═════ Source excerpt ═════

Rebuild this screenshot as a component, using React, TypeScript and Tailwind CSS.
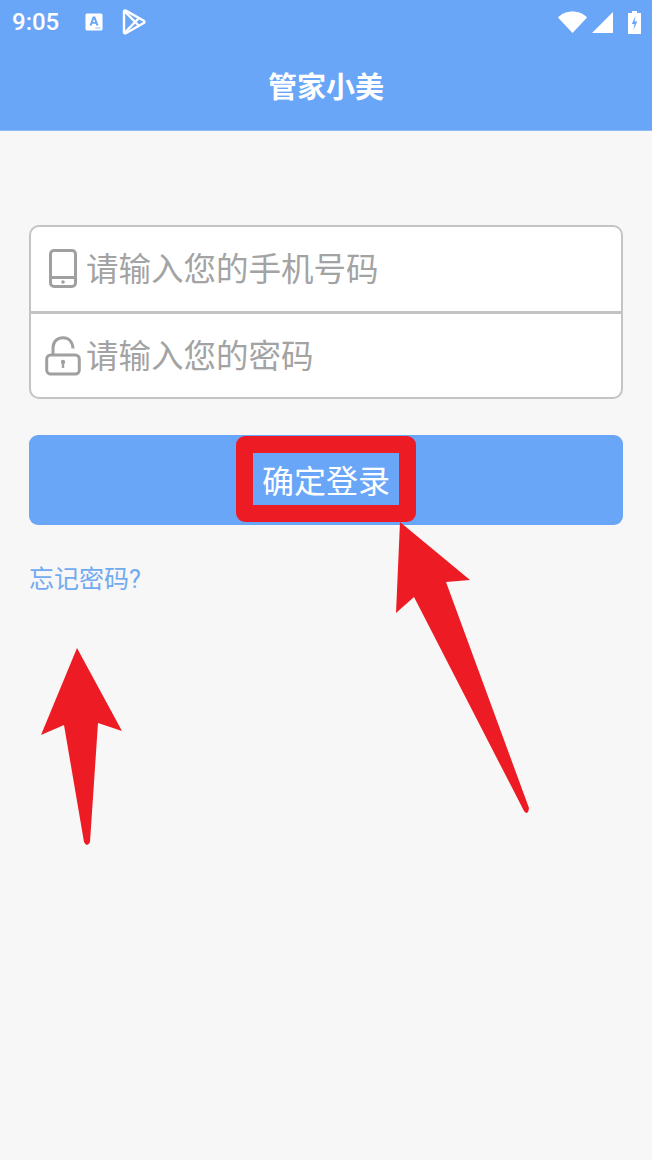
const cjk = "font-['Roboto','Noto_Sans_CJK_SC',sans-serif]";

function StatusBar() {
  return (
    <div className="flex h-[44px] items-center justify-between pr-[11px] pl-[12px]">
      <div className="flex items-center">
        <span className="w-[48px] font-['Roboto',sans-serif] text-[24px] leading-none font-medium text-white">9:05</span>
        <svg width="18" height="18" viewBox="0 0 18 18" className="ml-[25px]">
          <rect x="0.5" y="0.5" width="17" height="17" rx="1.5" fill="#fff" />
          <path d="M4.500 12.500 7.800 3.500h2.400l3.300 9h-2.200l-.6-1.800H7.300l-.6 1.800Zm3.400-3.400h2.200L9 5.900Z" fill="#6aa6f8" />
          <path d="M10.500 15h5.500" stroke="#6aa6f8" strokeWidth="1.200" strokeDasharray="1.200 .6" />
        </svg>
        <svg width="24" height="26" viewBox="0 0 24 26" className="ml-[19px]" fill="none" stroke="#fff" strokeWidth="2.400" strokeLinejoin="round">
          <path d="M2 2.600c0-1 .9-1.500 1.800-1l18 10.200c.9.500.9 1.700 0 2.200l-18 10.200c-.9.500-1.800 0-1.800-1Z" />
          <path d="M2.400 2 17.500 17.500M2.400 24 17.500 8.500" />
        </svg>
      </div>
      <div className="flex items-center">
        <svg width="29" height="22" viewBox="0 0 29 22">
          <path d="M0 6.500C3.500 2.500 9 .5 14.500.5S25.500 2.500 29 6.500L14.500 22Z" fill="#fff" />
        </svg>
        <svg width="21" height="21" viewBox="0 0 21 21" className="ml-[5px]">
          <path d="M21 0v21H0Z" fill="#fff" />
        </svg>
        <svg width="13" height="23" viewBox="0 0 13 23" className="ml-[15px]">
          <path d="M4 0h5v2h4v21H0V2h4Z" fill="#fff" />
          <path d="M7.500 5 3.800 13h2.600l-1 6 3.900-8.500H6.700Z" fill="#6aa6f8" />
        </svg>
      </div>
    </div>
  );
}

function PhoneIcon() {
  return (
    <svg width="28" height="40" viewBox="0 0 28 40" fill="none" stroke="#a0a0a0" strokeWidth="3">
      <rect x="1.500" y="1.500" width="25" height="36" rx="3.500" />
      <path d="M1.500 28.500h25" />
      <circle cx="14" cy="33" r="1.800" fill="#a0a0a0" stroke="none" />
    </svg>
  );
}

function LockIcon() {
  return (
    <svg width="36" height="40" viewBox="0 0 36 40" fill="none" stroke="#a0a0a0" strokeWidth="3">
      <path d="M8 19v-7C8 5.500 12.500 1.700 18 1.700S27.500 5.500 28 12.500" />
      <rect x="1.700" y="19" width="32.600" height="19" rx="4" />
      <path d="M18 26v6" strokeWidth="2.400" />
      <circle cx="18" cy="26" r="2.200" fill="#a0a0a0" stroke="none" />
    </svg>
  );
}

function Field({ icon, placeholder, last }: { icon: React.ReactNode; placeholder: string; last?: boolean }) {
  return (
    <div className={`flex items-center ${last ? "h-[83px]" : "h-[87px] border-b-[3px] border-[#c4c4c4]"}`}>
      <div className="flex w-[54px] shrink-0 justify-center pl-[9px]">{icon}</div>
      <span className={`ml-px text-[32.500px] leading-none text-[#a3a3a3] ${last ? "pt-[4px]" : "pt-[2px]"}`}>{placeholder}</span>
    </div>
  );
}

export default function App() {
  return (
    <div className={`relative h-[1160px] w-[652px] overflow-hidden bg-[#f7f7f7] ${cjk}`}>
      <header className="h-[131px] border-b border-[#8fbcf5] bg-[#6aa6f8]">
        <StatusBar />
        <h1 className="mt-[24px] text-center text-[29px] leading-[40px] font-bold text-white">管家小美</h1>
      </header>

      <main className="px-[29px] pt-[94px]">
        <div className="overflow-hidden rounded-[10px] border-2 border-[#c4c4c4] bg-white">
          <Field icon={<PhoneIcon />} placeholder="请输入您的手机号码" />
          <Field icon={<LockIcon />} placeholder="请输入您的密码" last />
        </div>
        <button type="button" className="mt-[36px] h-[90px] w-full rounded-[9px] bg-[#6aa6f8] pt-[3px] text-[32px] text-white">
          确定登录
        </button>
        <p className="mt-[40px] text-[25px] leading-[30px] text-[#72aaf0]">忘记密码?</p>
      </main>

      {/* red annotations drawn over the page */}
      <div className="absolute top-[436px] left-[236px] h-[86px] w-[180px] rounded-[9px] border-[17px] border-[#ed1c24]" />
      <svg width="652" height="1160" viewBox="0 0 652 1160" className="pointer-events-none absolute top-0 left-0" fill="#ed1c24">
        <path d="M77 648 122 731 98 723 90 842Q87 848 84 842L64 725 41 735Z" />
        <path d="M400 522 470 580 446 582 529 808Q528 816 524 811L414 597 396 613Z" />
      </svg>
    </div>
  );
}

═════

Your objective
Quote each line of the listing exactly, but leave the pictures out.

Result of this exercise
Rebuild this screenshot as a component, using React, TypeScript and Tailwind CSS.
const cjk = "font-['Roboto','Noto_Sans_CJK_SC',sans-serif]";

function StatusBar() {
  return (
    <div className="flex h-[44px] items-center justify-between pr-[11px] pl-[12px]">
      <div className="flex items-center">
        <span className="w-[48px] font-['Roboto',sans-serif] text-[24px] leading-none font-medium text-white">9:05</span>
        <svg width="18" height="18" viewBox="0 0 18 18" className="ml-[25px]">
          <rect x="0.5" y="0.5" width="17" height="17" rx="1.5" fill="#fff" />
          <path d="M4.500 12.500 7.800 3.500h2.400l3.300 9h-2.200l-.6-1.800H7.300l-.6 1.800Zm3.400-3.400h2.200L9 5.900Z" fill="#6aa6f8" />
          <path d="M10.500 15h5.500" stroke="#6aa6f8" strokeWidth="1.200" strokeDasharray="1.200 .6" />
        </svg>
        <svg width="24" height="26" viewBox="0 0 24 26" className="ml-[19px]" fill="none" stroke="#fff" strokeWidth="2.400" strokeLinejoin="round">
          <path d="M2 2.600c0-1 .9-1.500 1.800-1l18 10.200c.9.500.9 1.700 0 2.200l-18 10.200c-.9.500-1.800 0-1.800-1Z" />
          <path d="M2.400 2 17.500 17.500M2.400 24 17.500 8.500" />
        </svg>
      </div>
      <div className="flex items-center">
        <svg width="29" height="22" viewBox="0 0 29 22">
          <path d="M0 6.500C3.500 2.500 9 .5 14.500.5S25.500 2.500 29 6.500L14.500 22Z" fill="#fff" />
        </svg>
        <svg width="21" height="21" viewBox="0 0 21 21" className="ml-[5px]">
          <path d="M21 0v21H0Z" fill="#fff" />
        </svg>
        <svg width="13" height="23" viewBox="0 0 13 23" className="ml-[15px]">
          <path d="M4 0h5v2h4v21H0V2h4Z" fill="#fff" />
          <path d="M7.500 5 3.800 13h2.600l-1 6 3.900-8.500H6.700Z" fill="#6aa6f8" />
        </svg>
      </div>
    </div>
  );
}

function PhoneIcon() {
  return (
    <svg width="28" height="40" viewBox="0 0 28 40" fill="none" stroke="#a0a0a0" strokeWidth="3">
      <rect x="1.500" y="1.500" width="25" height="36" rx="3.500" />
      <path d="M1.500 28.500h25" />
      <circle cx="14" cy="33" r="1.800" fill="#a0a0a0" stroke="none" />
    </svg>
  );
}

function LockIcon() {
  return (
    <svg width="36" height="40" viewBox="0 0 36 40" fill="none" stroke="#a0a0a0" strokeWidth="3">
      <path d="M8 19v-7C8 5.500 12.500 1.700 18 1.700S27.500 5.500 28 12.500" />
      <rect x="1.700" y="19" width="32.600" height="19" rx="4" />
      <path d="M18 26v6" strokeWidth="2.400" />
      <circle cx="18" cy="26" r="2.200" fill="#a0a0a0" stroke="none" />
    </svg>
  );
}

function Field({ icon, placeholder, last }: { icon: React.ReactNode; placeholder: string; last?: boolean }) {
  return (
    <div className={`flex items-center ${last ? "h-[83px]" : "h-[87px] border-b-[3px] border-[#c4c4c4]"}`}>
      <div className="flex w-[54px] shrink-0 justify-center pl-[9px]">{icon}</div>
      <span className={`ml-px text-[32.500px] leading-none text-[#a3a3a3] ${last ? "pt-[4px]" : "pt-[2px]"}`}>{placeholder}</span>
    </div>
  );
}

export default function App() {
  return (
    <div className={`relative h-[1160px] w-[652px] overflow-hidden bg-[#f7f7f7] ${cjk}`}>
      <header className="h-[131px] border-b border-[#8fbcf5] bg-[#6aa6f8]">
        <StatusBar />
        <h1 className="mt-[24px] text-center text-[29px] leading-[40px] font-bold text-white">管家小美</h1>
      </header>

      <main className="px-[29px] pt-[94px]">
        <div className="overflow-hidden rounded-[10px] border-2 border-[#c4c4c4] bg-white">
          <Field icon={<PhoneIcon />} placeholder="请输入您的手机号码" />
          <Field icon={<LockIcon />} placeholder="请输入您的密码" last />
        </div>
        <button type="button" className="mt-[36px] h-[90px] w-full rounded-[9px] bg-[#6aa6f8] pt-[3px] text-[32px] text-white">
          确定登录
        </button>
        <p className="mt-[40px] text-[25px] leading-[30px] text-[#72aaf0]">忘记密码?</p>
      </main>

      {/* red annotations drawn over the page */}
      <div className="absolute top-[436px] left-[236px] h-[86px] w-[180px] rounded-[9px] border-[17px] border-[#ed1c24]" />
      <svg width="652" height="1160" viewBox="0 0 652 1160" className="pointer-events-none absolute top-0 left-0" fill="#ed1c24">
        <path d="M77 648 122 731 98 723 90 842Q87 848 84 842L64 725 41 735Z" />
        <path d="M400 522 470 580 446 582 529 808Q528 816 524 811L414 597 396 613Z" />
      </svg>
    </div>
  );
}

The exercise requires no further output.